* begin *

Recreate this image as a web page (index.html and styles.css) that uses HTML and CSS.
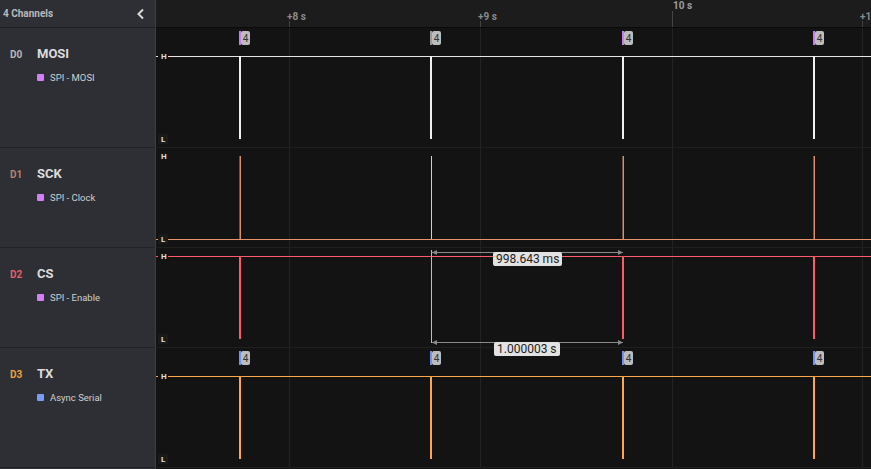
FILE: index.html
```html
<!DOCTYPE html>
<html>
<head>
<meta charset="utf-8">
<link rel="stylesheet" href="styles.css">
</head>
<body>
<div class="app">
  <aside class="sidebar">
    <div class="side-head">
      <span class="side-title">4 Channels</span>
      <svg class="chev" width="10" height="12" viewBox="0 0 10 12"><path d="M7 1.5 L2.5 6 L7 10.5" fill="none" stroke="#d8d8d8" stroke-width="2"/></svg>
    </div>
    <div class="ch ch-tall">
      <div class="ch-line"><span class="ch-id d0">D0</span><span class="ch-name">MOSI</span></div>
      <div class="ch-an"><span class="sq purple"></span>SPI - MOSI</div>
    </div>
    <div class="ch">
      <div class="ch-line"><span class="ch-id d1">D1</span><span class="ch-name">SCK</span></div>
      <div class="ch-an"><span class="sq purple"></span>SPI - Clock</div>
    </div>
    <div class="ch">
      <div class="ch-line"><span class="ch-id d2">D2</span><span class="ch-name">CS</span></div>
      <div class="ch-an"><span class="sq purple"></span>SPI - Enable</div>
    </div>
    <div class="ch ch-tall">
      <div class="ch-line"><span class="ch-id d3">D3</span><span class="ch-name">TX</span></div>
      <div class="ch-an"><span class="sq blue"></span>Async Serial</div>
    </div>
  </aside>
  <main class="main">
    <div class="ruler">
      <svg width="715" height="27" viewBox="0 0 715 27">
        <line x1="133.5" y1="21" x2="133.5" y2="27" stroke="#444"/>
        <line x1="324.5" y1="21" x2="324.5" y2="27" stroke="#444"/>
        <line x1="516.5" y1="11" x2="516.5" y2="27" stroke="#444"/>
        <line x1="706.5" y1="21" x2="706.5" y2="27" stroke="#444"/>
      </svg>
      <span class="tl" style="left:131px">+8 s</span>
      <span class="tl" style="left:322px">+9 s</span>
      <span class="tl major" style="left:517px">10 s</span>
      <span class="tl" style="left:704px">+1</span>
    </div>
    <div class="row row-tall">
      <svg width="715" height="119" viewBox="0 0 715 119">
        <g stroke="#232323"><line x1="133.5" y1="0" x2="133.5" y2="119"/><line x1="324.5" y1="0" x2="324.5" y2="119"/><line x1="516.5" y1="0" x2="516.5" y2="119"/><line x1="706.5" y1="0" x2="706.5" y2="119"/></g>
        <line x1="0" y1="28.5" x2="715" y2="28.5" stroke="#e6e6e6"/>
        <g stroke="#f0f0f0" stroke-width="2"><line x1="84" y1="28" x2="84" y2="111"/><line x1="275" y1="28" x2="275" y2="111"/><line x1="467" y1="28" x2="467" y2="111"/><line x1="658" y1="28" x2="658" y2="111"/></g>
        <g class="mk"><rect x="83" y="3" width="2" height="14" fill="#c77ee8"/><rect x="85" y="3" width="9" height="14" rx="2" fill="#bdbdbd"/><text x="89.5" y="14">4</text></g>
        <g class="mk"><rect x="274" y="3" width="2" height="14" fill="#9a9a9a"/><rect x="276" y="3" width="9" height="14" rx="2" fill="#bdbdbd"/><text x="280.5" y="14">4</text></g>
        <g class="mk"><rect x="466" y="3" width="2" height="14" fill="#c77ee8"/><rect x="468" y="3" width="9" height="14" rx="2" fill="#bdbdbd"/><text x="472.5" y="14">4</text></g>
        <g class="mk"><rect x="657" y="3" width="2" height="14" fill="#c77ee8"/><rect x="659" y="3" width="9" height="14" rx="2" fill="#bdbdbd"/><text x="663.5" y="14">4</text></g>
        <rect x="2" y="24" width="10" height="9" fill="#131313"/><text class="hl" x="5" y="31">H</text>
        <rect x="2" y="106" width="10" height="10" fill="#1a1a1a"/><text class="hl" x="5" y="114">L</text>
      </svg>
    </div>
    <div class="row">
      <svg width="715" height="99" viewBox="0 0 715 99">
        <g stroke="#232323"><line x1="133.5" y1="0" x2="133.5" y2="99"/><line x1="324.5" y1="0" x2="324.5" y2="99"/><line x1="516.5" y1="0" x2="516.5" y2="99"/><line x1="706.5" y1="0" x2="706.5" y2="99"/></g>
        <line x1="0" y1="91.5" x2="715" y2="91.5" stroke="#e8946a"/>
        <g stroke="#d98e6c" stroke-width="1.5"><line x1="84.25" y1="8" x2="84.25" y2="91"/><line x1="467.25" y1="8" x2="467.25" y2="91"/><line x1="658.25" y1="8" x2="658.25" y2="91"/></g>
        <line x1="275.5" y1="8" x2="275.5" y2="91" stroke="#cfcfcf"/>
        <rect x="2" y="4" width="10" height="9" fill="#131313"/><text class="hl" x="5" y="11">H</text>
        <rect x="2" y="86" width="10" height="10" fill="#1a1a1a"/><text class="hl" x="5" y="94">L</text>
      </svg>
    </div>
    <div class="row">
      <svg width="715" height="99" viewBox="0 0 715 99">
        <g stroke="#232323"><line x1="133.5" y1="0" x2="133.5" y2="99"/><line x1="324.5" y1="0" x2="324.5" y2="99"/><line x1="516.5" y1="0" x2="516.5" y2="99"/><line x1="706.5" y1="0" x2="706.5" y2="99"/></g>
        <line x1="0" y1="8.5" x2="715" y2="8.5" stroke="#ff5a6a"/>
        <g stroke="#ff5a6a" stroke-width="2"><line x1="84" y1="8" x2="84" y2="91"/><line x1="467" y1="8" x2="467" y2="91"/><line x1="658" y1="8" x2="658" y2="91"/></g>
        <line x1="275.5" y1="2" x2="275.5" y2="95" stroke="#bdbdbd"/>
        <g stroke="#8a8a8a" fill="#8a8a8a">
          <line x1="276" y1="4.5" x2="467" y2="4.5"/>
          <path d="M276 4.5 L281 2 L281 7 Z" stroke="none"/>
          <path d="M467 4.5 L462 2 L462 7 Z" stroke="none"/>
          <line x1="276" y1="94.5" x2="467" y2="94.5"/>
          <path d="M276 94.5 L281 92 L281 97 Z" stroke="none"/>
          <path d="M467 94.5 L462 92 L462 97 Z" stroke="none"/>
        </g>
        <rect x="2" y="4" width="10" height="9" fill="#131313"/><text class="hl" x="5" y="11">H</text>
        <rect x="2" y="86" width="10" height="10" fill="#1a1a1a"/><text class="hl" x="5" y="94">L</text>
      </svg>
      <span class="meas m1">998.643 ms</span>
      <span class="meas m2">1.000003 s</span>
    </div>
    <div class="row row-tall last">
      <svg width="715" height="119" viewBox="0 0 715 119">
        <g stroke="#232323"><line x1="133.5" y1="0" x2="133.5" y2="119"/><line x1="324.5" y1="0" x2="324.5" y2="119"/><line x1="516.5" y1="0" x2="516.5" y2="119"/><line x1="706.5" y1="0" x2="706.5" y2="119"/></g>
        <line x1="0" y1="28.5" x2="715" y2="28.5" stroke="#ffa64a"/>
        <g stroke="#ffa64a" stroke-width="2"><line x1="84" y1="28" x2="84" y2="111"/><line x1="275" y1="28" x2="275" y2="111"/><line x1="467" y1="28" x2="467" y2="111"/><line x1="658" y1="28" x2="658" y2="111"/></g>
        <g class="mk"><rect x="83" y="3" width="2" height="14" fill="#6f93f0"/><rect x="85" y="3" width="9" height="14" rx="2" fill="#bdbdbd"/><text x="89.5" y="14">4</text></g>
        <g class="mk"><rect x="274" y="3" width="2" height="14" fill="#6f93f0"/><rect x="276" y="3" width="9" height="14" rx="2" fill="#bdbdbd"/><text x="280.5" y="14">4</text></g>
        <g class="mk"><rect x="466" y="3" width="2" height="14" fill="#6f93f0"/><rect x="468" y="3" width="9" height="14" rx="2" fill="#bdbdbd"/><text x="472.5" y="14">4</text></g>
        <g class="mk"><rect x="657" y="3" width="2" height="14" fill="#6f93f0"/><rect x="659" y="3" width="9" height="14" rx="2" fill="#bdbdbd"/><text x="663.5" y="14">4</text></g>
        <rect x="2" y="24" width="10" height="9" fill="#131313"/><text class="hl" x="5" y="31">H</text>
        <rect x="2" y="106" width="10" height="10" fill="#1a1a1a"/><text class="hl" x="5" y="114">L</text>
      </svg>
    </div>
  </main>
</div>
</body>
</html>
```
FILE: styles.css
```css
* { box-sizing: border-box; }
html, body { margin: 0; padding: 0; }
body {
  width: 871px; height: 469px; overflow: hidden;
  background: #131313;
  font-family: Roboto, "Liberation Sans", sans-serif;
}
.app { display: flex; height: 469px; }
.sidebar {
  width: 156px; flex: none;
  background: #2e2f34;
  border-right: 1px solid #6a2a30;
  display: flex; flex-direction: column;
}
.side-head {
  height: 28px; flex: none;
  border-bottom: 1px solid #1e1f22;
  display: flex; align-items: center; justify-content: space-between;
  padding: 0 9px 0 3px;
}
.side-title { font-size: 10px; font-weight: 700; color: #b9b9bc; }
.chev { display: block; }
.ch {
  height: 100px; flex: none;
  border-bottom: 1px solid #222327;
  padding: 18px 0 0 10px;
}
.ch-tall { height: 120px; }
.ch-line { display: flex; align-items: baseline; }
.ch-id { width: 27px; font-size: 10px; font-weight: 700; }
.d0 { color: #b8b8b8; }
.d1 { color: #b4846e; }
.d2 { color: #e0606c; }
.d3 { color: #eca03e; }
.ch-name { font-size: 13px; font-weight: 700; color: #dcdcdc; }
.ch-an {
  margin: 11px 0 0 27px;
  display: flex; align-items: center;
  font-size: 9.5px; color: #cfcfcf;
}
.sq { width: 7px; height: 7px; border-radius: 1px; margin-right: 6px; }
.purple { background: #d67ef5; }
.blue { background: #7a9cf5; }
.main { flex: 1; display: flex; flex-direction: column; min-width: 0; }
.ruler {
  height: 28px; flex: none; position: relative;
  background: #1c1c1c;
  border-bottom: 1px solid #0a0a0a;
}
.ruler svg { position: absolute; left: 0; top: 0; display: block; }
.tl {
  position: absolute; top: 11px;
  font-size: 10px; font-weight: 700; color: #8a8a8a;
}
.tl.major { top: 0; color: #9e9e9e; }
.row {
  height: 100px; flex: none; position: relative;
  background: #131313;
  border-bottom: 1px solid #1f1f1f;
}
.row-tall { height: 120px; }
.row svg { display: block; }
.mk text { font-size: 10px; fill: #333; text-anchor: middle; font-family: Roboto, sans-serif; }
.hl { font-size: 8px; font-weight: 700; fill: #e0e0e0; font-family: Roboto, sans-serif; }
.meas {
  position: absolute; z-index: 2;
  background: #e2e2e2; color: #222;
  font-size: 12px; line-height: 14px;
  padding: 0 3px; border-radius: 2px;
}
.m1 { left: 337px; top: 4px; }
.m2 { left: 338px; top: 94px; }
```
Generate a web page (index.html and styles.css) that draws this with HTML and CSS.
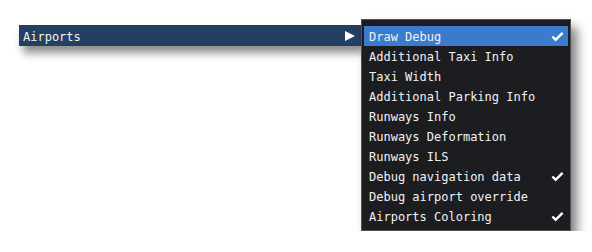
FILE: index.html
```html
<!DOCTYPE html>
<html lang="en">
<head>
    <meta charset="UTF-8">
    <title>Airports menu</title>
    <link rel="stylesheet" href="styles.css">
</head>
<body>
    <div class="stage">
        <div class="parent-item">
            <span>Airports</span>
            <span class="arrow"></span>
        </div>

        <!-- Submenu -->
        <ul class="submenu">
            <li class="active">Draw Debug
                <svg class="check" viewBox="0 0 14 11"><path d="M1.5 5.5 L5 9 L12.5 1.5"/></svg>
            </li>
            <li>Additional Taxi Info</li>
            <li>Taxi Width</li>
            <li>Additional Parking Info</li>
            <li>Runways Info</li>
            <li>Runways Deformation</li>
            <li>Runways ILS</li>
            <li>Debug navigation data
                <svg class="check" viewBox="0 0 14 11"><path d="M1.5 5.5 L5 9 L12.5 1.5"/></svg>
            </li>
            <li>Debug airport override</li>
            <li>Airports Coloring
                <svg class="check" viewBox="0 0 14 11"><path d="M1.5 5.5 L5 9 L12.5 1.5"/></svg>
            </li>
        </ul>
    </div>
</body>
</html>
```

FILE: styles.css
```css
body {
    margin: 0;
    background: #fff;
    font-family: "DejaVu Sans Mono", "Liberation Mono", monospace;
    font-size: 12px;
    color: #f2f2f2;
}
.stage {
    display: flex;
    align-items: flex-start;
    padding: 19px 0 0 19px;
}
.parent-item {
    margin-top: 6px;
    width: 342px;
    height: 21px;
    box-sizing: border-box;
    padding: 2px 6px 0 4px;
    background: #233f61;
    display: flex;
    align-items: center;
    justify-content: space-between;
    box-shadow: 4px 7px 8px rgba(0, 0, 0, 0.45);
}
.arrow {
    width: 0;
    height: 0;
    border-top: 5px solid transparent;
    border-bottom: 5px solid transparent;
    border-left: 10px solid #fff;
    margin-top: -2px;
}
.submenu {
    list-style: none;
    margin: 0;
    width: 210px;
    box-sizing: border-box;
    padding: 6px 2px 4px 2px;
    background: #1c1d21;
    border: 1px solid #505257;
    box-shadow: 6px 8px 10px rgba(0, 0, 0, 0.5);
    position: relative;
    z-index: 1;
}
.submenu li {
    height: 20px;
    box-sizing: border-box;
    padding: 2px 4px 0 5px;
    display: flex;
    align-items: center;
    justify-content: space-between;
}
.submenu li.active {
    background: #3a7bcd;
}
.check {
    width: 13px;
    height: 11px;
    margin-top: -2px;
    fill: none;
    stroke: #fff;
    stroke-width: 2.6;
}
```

* end *

**TASK INSTRUCTIONS**
Extract every line containing the string "page" from the data above.

**EXERCISE SOLUTION**
Recreate this image as a web page (index.html and styles.css) that uses HTML and CSS.
Generate a web page (index.html and styles.css) that draws this with HTML and CSS.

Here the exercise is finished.